Exercise description –
In the entries, find all lines that hold the word "recreates" and copy them.

-- START OF Source material --

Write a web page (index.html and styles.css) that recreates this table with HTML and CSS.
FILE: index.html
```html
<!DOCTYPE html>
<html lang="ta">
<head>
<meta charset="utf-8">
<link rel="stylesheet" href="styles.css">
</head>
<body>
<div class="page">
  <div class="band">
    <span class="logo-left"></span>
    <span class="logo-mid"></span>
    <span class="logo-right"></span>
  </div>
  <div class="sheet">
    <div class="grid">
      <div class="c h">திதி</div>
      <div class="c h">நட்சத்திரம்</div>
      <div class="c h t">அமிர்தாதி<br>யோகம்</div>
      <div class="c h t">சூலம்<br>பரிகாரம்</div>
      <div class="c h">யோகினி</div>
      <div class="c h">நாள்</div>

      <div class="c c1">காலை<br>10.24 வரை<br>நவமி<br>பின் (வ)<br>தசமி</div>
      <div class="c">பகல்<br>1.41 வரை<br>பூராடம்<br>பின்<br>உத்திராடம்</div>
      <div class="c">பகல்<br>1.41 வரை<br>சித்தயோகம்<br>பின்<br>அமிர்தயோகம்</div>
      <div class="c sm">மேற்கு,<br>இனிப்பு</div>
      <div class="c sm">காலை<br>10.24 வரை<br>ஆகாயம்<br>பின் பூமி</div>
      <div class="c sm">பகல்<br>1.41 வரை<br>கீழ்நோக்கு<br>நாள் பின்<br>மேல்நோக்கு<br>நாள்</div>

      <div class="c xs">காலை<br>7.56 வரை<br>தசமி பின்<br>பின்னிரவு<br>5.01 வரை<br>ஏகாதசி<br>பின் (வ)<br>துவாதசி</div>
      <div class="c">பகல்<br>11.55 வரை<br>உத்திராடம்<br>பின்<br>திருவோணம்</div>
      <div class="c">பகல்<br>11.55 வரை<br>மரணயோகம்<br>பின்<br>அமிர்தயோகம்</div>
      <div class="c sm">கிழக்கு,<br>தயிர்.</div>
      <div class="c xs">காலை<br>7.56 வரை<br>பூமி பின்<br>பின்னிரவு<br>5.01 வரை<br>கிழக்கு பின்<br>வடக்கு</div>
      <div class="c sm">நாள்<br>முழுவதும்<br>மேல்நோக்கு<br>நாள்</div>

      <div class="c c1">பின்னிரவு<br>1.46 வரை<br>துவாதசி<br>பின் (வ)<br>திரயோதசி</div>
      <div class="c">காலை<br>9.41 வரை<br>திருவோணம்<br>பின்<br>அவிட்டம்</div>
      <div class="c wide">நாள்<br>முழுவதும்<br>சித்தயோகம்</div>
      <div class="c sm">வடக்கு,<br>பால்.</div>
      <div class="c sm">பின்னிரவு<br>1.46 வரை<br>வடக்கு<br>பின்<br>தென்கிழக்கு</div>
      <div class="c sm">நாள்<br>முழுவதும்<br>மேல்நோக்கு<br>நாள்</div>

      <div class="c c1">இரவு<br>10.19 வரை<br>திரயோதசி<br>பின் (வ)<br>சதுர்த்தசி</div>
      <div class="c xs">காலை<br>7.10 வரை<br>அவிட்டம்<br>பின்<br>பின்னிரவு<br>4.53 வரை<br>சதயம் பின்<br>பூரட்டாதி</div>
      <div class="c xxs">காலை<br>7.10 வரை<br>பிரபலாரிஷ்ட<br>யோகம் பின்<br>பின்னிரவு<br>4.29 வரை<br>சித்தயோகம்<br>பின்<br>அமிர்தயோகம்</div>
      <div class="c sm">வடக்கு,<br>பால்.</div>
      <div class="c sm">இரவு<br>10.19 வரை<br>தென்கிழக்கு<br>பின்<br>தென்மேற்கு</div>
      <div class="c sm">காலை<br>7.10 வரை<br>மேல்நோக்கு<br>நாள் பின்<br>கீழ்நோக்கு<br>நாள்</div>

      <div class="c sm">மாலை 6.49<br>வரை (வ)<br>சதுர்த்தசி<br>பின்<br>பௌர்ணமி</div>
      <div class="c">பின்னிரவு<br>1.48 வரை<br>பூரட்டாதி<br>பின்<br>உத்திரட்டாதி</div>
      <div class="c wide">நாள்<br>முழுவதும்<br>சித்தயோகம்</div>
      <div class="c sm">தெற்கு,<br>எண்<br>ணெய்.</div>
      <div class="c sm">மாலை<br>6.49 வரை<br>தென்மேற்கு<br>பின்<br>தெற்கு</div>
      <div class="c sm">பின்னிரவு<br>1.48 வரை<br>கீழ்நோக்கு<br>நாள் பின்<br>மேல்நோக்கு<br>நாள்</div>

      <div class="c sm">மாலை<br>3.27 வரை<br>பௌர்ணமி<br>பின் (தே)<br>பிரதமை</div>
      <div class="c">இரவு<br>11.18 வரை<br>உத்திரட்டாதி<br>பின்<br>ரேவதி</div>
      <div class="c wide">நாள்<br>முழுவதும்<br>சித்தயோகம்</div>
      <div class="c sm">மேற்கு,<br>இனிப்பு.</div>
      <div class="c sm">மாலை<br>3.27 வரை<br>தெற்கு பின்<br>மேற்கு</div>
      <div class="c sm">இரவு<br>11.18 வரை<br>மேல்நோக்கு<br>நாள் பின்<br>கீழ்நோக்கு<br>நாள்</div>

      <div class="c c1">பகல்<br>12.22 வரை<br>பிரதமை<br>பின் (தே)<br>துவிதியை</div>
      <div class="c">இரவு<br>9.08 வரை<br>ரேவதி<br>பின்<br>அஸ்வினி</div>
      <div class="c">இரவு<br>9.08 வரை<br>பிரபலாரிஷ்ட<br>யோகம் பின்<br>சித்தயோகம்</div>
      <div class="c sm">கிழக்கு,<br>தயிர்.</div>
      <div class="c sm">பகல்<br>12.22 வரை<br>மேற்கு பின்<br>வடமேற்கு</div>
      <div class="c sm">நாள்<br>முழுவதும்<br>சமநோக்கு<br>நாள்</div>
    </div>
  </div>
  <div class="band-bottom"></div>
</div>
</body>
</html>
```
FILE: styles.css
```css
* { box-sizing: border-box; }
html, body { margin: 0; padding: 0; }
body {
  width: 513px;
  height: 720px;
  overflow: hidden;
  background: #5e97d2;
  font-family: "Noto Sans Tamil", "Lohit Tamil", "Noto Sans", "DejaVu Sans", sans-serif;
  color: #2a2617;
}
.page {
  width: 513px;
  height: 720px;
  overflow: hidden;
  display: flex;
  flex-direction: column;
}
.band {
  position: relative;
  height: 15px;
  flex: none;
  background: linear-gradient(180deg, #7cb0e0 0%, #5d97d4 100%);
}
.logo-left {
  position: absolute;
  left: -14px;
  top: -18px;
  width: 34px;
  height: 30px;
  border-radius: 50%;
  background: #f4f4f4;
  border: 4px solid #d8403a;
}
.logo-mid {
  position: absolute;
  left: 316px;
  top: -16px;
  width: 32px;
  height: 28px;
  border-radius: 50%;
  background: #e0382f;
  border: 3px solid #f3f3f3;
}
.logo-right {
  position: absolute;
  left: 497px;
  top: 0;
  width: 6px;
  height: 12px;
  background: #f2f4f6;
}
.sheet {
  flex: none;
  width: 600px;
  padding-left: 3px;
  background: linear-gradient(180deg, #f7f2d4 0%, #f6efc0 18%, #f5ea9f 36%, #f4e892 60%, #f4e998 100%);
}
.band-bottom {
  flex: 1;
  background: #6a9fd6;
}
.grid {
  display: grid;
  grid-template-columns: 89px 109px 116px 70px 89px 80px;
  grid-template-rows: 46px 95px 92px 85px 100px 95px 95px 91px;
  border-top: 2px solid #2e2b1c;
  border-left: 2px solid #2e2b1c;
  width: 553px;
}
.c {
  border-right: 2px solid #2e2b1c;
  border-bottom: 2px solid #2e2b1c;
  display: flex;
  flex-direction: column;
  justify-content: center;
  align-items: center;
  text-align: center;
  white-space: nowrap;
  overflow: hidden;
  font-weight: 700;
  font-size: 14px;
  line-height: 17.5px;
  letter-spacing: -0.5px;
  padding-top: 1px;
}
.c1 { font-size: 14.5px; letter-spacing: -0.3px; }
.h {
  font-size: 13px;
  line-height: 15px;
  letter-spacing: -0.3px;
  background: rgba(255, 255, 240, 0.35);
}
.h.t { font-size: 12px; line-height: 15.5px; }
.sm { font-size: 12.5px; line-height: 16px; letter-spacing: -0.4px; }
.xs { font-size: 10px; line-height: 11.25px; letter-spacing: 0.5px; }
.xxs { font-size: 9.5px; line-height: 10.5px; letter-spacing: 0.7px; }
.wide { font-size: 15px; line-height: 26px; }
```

-- END OF Source material --
-- START OF Source material --

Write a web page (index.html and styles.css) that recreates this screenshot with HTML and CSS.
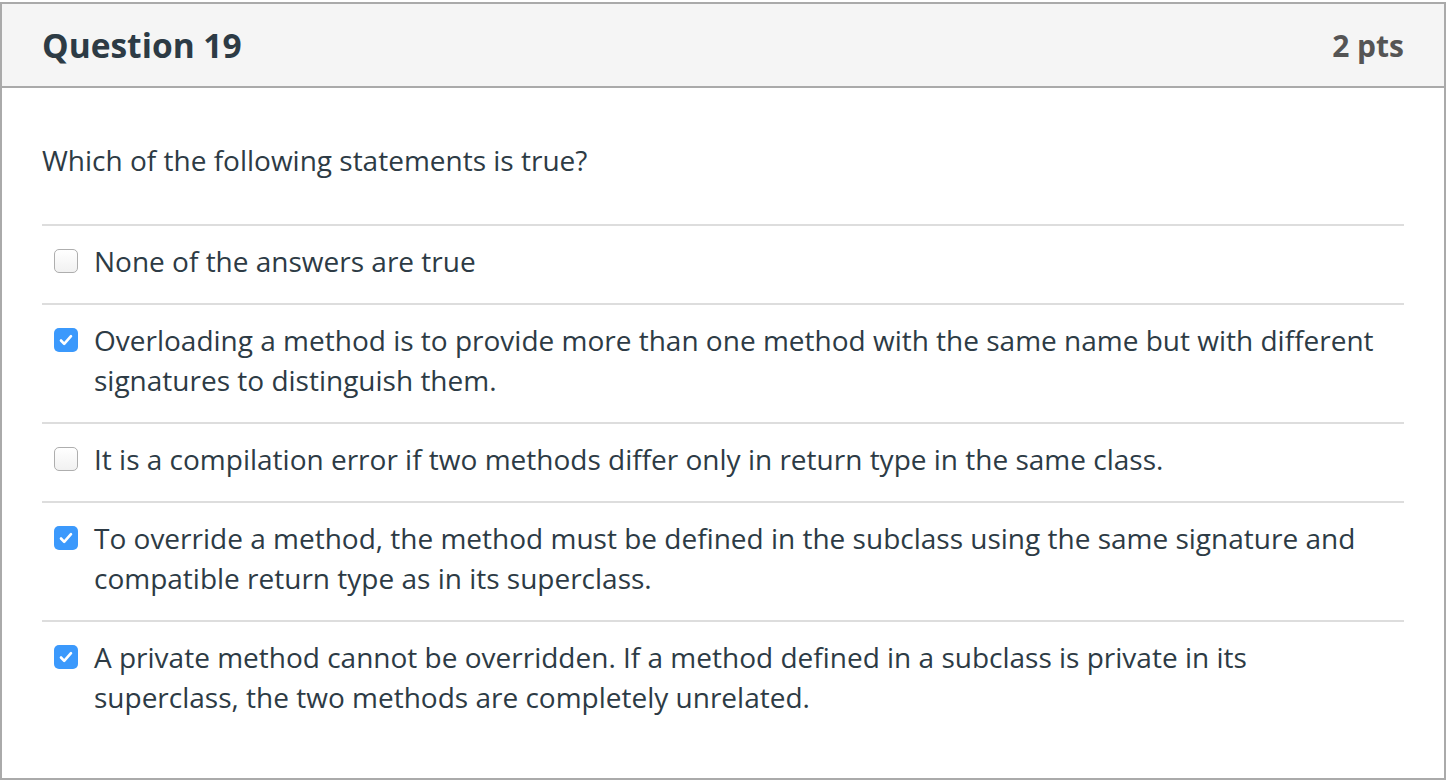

-- END OF Source material --
-- START OF Source material --

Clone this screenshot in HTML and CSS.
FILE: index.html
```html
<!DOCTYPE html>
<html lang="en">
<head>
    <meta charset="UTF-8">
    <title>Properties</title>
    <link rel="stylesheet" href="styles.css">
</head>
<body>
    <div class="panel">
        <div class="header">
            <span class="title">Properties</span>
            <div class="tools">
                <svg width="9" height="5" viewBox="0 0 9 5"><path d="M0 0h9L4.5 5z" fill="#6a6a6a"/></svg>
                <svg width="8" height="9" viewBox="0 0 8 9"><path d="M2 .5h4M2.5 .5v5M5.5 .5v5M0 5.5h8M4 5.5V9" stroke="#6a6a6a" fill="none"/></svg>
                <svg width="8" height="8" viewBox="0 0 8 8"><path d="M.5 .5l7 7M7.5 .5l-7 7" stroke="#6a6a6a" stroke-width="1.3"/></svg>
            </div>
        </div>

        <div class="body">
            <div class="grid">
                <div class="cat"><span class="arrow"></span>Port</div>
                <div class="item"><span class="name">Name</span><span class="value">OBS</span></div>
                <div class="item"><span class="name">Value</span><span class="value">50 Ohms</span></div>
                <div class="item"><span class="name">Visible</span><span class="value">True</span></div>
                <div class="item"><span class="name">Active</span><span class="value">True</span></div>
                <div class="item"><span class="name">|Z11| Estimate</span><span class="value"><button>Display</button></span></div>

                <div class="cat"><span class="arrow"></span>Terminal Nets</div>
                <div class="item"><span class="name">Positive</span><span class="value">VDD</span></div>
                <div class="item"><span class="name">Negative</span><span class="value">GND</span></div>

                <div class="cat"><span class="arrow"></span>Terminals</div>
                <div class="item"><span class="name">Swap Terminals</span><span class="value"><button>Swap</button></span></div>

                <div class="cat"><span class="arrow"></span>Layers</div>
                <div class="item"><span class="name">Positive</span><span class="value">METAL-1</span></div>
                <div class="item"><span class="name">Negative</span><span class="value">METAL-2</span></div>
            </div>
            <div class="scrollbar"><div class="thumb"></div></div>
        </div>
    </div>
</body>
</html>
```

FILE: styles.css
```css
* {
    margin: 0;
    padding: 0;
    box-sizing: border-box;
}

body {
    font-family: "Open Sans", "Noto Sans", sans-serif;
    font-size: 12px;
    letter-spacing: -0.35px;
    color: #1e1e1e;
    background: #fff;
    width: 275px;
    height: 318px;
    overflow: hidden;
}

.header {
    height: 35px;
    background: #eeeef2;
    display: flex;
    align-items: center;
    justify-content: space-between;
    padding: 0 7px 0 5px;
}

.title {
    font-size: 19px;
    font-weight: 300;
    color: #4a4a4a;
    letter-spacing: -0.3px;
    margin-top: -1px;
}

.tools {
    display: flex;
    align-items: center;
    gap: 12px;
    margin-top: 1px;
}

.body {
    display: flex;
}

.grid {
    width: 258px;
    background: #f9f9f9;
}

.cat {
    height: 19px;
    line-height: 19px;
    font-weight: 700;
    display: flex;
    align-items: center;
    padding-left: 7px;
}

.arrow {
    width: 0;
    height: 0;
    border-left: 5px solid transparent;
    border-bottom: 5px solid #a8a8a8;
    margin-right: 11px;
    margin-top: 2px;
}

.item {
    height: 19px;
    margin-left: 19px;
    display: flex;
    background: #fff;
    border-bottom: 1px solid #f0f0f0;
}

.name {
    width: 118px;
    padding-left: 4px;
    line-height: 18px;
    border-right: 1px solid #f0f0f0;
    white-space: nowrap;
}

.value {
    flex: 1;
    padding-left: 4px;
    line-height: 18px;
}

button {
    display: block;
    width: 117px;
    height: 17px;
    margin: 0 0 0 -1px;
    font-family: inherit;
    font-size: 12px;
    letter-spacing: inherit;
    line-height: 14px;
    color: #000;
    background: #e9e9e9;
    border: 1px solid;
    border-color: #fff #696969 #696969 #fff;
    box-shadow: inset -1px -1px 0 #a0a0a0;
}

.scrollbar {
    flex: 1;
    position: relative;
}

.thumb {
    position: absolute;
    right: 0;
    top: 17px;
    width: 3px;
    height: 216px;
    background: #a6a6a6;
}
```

-- END OF Source material --

Written response –
Write a web page (index.html and styles.css) that recreates this table with HTML and CSS.
Write a web page (index.html and styles.css) that recreates this screenshot with HTML and CSS.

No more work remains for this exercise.